If you mean my post, fair point, I don’t take well to giving a thorough and balanced reply to one poster, to get an answer from another poster that didn’t seem to read any of it but feels like calling me naive with no particular reasoning other than assuming they are obviously right and I am obviously wrong. I do think it’s naive to expect something very different from most of the options named so far, though.
Neither did I imply I know the answers, on the contrary, I think I specified in both posts that I don’t know, and don’t expect anyone to know looking from the outside.
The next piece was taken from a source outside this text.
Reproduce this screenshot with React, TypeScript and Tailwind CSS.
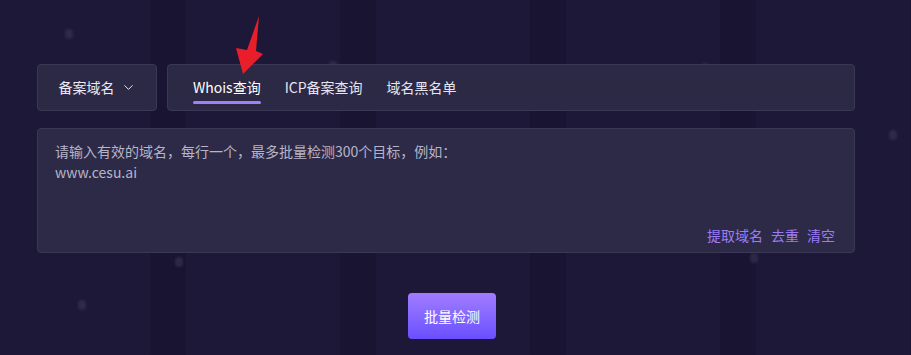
import { ChevronDown } from "lucide-react";

const dots = [
  { x: 69, y: 34 },
  { x: 333, y: 66 },
  { x: 568, y: 74 },
  { x: 705, y: 68 },
  { x: 893, y: 135 },
  { x: 179, y: 262 },
  { x: 754, y: 258 },
  { x: 82, y: 305 },
];

export default function App() {
  return (
    <div
      className="relative w-full h-[355px] overflow-hidden bg-[#1d1838] bg-[repeating-linear-gradient(90deg,transparent_0px,transparent_150px,rgba(8,5,25,0.2)_150px,rgba(8,5,25,0.2)_186px,transparent_186px,transparent_190px)] text-[14px]"
      style={{ fontFamily: '"Noto Sans CJK SC", "Noto Sans", sans-serif' }}
    >
      {/* background dots */}
      {dots.map((d, i) => (
        <div
          key={i}
          className="absolute w-[8px] h-[10px] rounded-full bg-[#3a3655] opacity-60 blur-[1px]"
          style={{ left: d.x - 4, top: d.y - 5 }}
        />
      ))}

      <div className="relative ml-[37px] w-[818px] pt-[64px]">
        <div className="flex gap-[10px]">
          <button
            type="button"
            className="w-[120px] h-[47px] flex items-center justify-center gap-[6px] rounded-[4px] border border-[#3b3856] bg-[#2c2945] text-[#ecebf5]"
          >
            <span>备案域名</span>
            <ChevronDown className="w-[15px] h-[15px] text-[#e6e5f2]" strokeWidth={1.6} />
          </button>
          <div className="flex-1 h-[47px] flex items-stretch gap-[24px] px-[25px] rounded-[4px] border border-[#3b3856] bg-[#2c2945]">
            <div className="relative flex items-center text-white">
              Whois查询
              <span className="absolute left-0 right-0 bottom-[6px] h-[3px] rounded-full bg-[#a17ff6]" />
            </div>
            <div className="flex items-center text-[#e6e5f2]">ICP备案查询</div>
            <div className="flex items-center text-[#e6e5f2]">域名黑名单</div>
          </div>
        </div>

        <div className="mt-[17px] h-[125px] flex flex-col rounded-[4px] border border-[#3b3856] bg-[#2d2a47] px-[17px] pt-[12px] pb-[6px]">
          <div className="flex-1 leading-[21px] text-[#b6b4c8]">
            <div>请输入有效的域名，每行一个，最多批量检测300个目标，例如：</div>
            <div>www.cesu.ai</div>
          </div>
          <div className="flex justify-end gap-[8px] pr-[2px] text-[#9b7cf7]">
            <span>提取域名</span>
            <span>去重</span>
            <span>清空</span>
          </div>
        </div>

        <button
          type="button"
          className="mt-[40px] ml-[371px] w-[88px] h-[46px] rounded-[4px] bg-gradient-to-b from-[#a27cff] to-[#6a4eff] text-white"
        >
          批量检测
        </button>
      </div>

      {/* red annotation arrow */}
      <svg className="absolute left-0 top-0 pointer-events-none" width="300" height="100">
        <polygon
          points="259,16 256,51 263,54 243,74 236,48 247,50"
          fill="#ea1d2a"
        />
      </svg>
    </div>
  );
}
I am sceptical to anyone being very sure about the answers, is my point.
I do find your questions relevant and interesting, it’s just that I can only assemble some crude facts and half-intelligent guesswork about them:
1) Deep backline: I assume the plan A is for the backline to push higher faster (which I think both Ten Hag and several players have mentioned as well) and that the main obstacles are lack of cohesion, lack of continuity and lack of profiles. Plan A was Bissaka/Dalot - Varane - Martinez - Shaw, with Casemiro in front. They were on the right track last year, but have been injured (Martinez, Shaw, Bissaka, Varane), inconstant and surprisingly fast ageing (Varane, Casemiro). The backups lack the profile and/or quality and/or continuity. High backline demands confidence, coherence and the right profiles. I’m not assigning the blame for those factors cause I don’t know enough, but the factors are clearly there and contributing.
2) Man marking vs zonal in midfield: Ten Hag has been on record saying that is not how we are supposed to be playing, so it clearly is a question of not getting the balance and organization right. This is Ten Hag’s responsibility of course, made difficult by Casemiro injuries and general tempo loss, Eriksen free fall defensively nd physically, Mainoo inexperience, McTominay tactical weakness, Bruno despite high work ethic lacking disciplinary coolness when others waver, and Mount being injured. Again, I don’t know who is to blame for this confluence in each case, but the toral makes for a midfield that ends up chasing people way to much, shedding positional discipline way to easily.
3) Frontline press. Again, this worked much better last season. Again, an issue is that if one out of six players hestitate, it undermines the whole set up, spreading the hestitation to other players. When the front row is a 19-year old, a 20-year old and Marcus Rashford, and four attacking players struggling mentally for various reasons, it is likely to be vulnerable. Again, you could have a decent discussion about who is responsible for this situation, in either case, it can easily look different than planned.
So my guessing about your good questions, circulate mostly around the assumption that what we see is far from what is planned, and that there are so many factors that Ten Hag has changed from saying ‘this is not the plan, we didn’t follow the principles’ to ‘the players fought hard, this wasn’t bad’ in order to deflect criticism and protect the general mood and confidence in the squad from the press.
Again, I don’t claim to know all of this, or at least not the extent to which it explains how we look, and I’m no expert at all, but I’m not really surprised we look thoroughly disjointed for large parts of the games. I know Ten Hag has put out very different teams over several seasons which have not looked like that though.